Birth name: Charles Eugene Patrick Boone.
Also known as: Pat Boone.
Born: June 1, 1934 Jacksonville, Florida, United States.

Pat Boone biography (bio):
Charles Eugene Patrick "Pat" Boone is a singer whose smooth style made him a popular performer of the 1950s. His cover versions of African-American rhythm and blues hits had a noticeable impact on the development of the broad popularity of rock and roll. He is also an actor, a motivational speaker, a television personality, and a conservative political commentator.
Born in Jacksonville, Florida, Pat Boone has said that he is a direct descendant of the American pioneer Daniel Boone. He grew up in Nashville, Tennessee, attended David Lipscomb College and began recording in 1954 for Republic Records. His 1955 version of "Ain't That a Shame" was a huge hit, selling far better than Fats Domino's original version. This set the stage for the early part of Boone's career, which focused on covering R&B songs by black artists for a white market. Previously, rock 'n' roll had had only limited exposure outside of the African American community. The immense popularity of Pat Boone's covers also helped to bring attention to the original artists, such as Little Richard and Fats Domino and to rhythm and blues in general. In addition, the songwriters and copyright holders benefited even when individual artists did not.
In fact, only six of Boone's many hit singles were R&B covers, and only four of those were rockers. All were released in the first two years of his long career. These were "Ain't That a Shame" by Fats Domino and "Tutti Frutti" and "Long Tall Sally" by Little Richard, and "At My Front Door (Crazy Little Mama)" by the El Dorados. The other two R&B covers were blues ballads, "I Almost Lost My Mind" by Ivory Joe Hunter and "Chains of Love", a hit for Big Joe Turner and later B.B. King that had been written by Ahmet Ertegn. By 1957, Boone was concentrating on the middle-of-the-road music that dominated his career. Although he would continue, on occasion, to record R&B songs (such as "Two Little Kisses," a non-alcoholic version of "One Mint Julep"), they were only rarely released on singles (his version of The Capris' song, "There's a Moon Out Tonight" being a notable exception) as cover versions.
Boone sported a clean-cut image that appealed to white teens and parents. His singing style, a rich baritone, followed in the tradition of his idol, Bing Crosby. Preferring to carry on in the Crosby tradition, he soon began turning more and more to ballads. Some of his biggest hits included "Love Letters in the Sand" (with the instrumental break featuring Boone's whistling), "April Love", "Friendly Persuasion (Thee I Love)", and "Don't Forbid Me".
His teen idol popularity in the late 1950s was second only to that of Elvis Presley, and, like Presley, he soon tried his hand at acting. Boone's pictures included 1959's Journey to the Center of the Earth alongside Hollywood notable James Mason.
His recording of the theme song from the 1957 film April Love topped the charts for six weeks and was nominated for an Academy Award.
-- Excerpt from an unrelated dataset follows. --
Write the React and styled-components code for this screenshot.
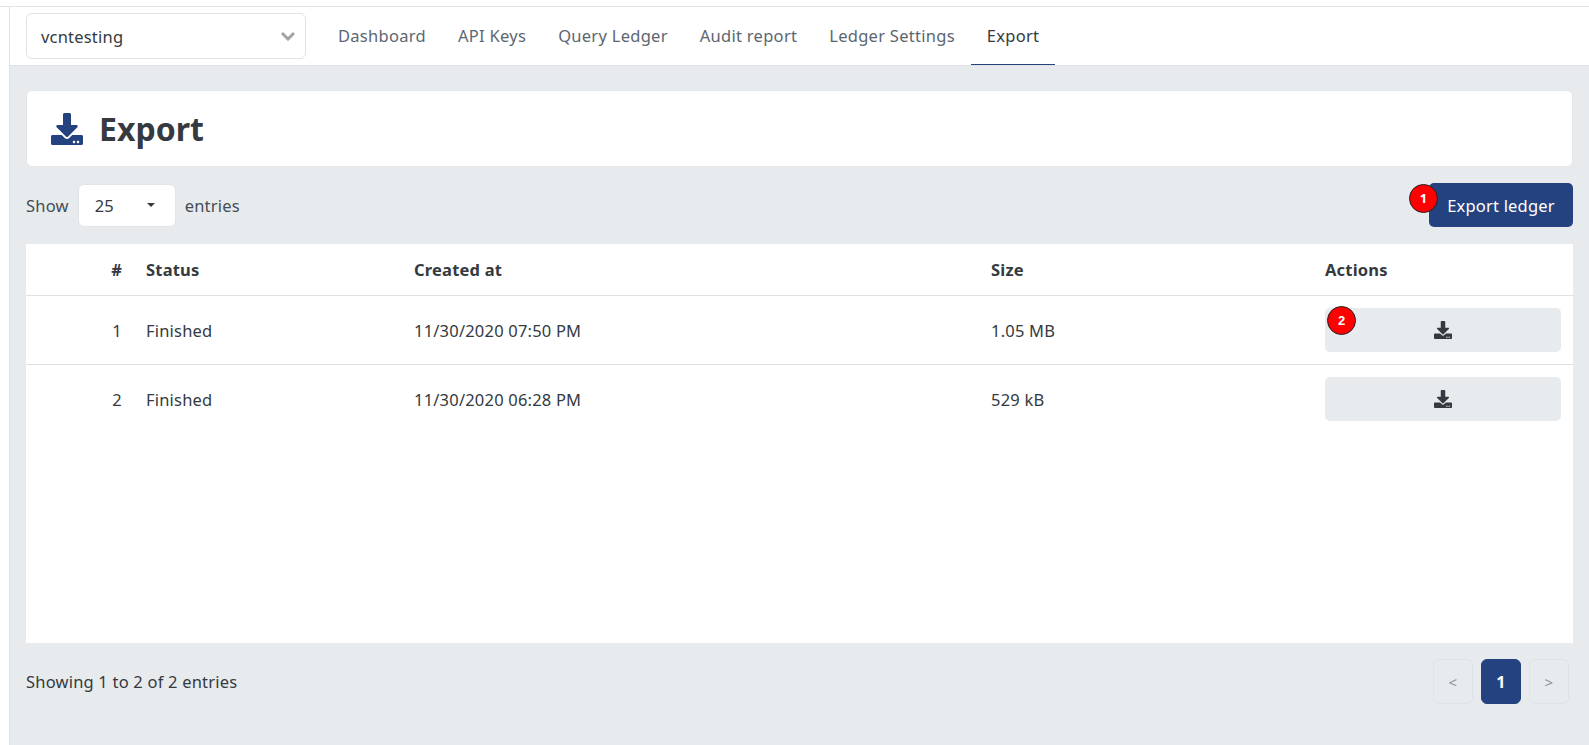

Pat also wrote the theme song for the movie Exodus.
A devout born-again Christian, he was raised in the conservative Church of Christ, but has been a member of a Pentecostal church since the late 1960s. Boone has refused both songs and movie roles that he felt might compromise his standards, including a role opposite the decade's reigning sex symbol, Marilyn Monroe. In his first film, April Love, he refused to give co-star/film love interest Shirley Jones an onscreen kiss, because the actress was married in real life.
Among his other achievements, he hosted a TV series in the late 1950s and began writing in the early 1960s, a series of self-help books for adolescents, including Twixt Twelve and Twenty.
The British Invasion effectively ended Boone's career as a hitmaker, though he continued recording (and having Billboard-charted hits) throughout the 1960s. In the 1970s, he switched to gospel and country, and he continued performing in other media as well, most importantly radio. He is currently working as the disc jockey of a popular oldies radio show and runs his own record company which provides an outlet for new recordings by 1950s greats who can no longer find a place with the major labels.
Boone married Shirley Lee Foley, daughter of country music great Red Foley and singer Judy Martin, in 1953 and they had four daughters: Cherry, Lindy, Debby, and Laury. In the 1960s and 1970s the Boone family toured as gospel singers and made gospel albums, such as The Pat Boone Family and The Family Who Prays.
In the early 1990s, Boone joined Amway and spoke at many motivational seminars. He also became a distributor. In 1997, Boone released In a Metal Mood: No More Mr. Nice Guy, a collection of heavy metal covers revamped to fit his style. To promote the album, he appeared at the American Music Awards in black leather, shocking audiences and losing his respectability among his largest constituency, conservative Christians.
He was then fired from Gospel America, a TV show on the Trinity Broadcasting Network. About a year later, the controversy died down and many fans, including Jack Hayford, accepted his explanation of the leather outfit being a "parody of himself". He was re-hired by Trinity Broadcasting and Gospel America was brought back.
In 2003, the Gospel Music Association of Nashville, Tennessee recognized his gospel recording work by inducting him into its Gospel Music Hall of Fame. In September 2006, Boone released Pat Boone R&B Classics - We Are Family, featuring cover versions of 11 R&B hits, including the title track, plus "Papa's Got A Brand New Bag," "Soul Man," "Get Down Tonight," "A Woman Needs Love," and six other classics.
Boone and his wife live in Los Angeles, California. They are members of The Church on the Way in the San Fernando Valley. His one-time neighbor was Ozzy Osbourne and his family. Boone's cover of Osbourne's song "Crazy Train" became the theme song for The Osbournes. (It appears on The Osbournes Soundtrack.) Osbourne said that Boone "never complained once" about living next door to his less-than-traditional family.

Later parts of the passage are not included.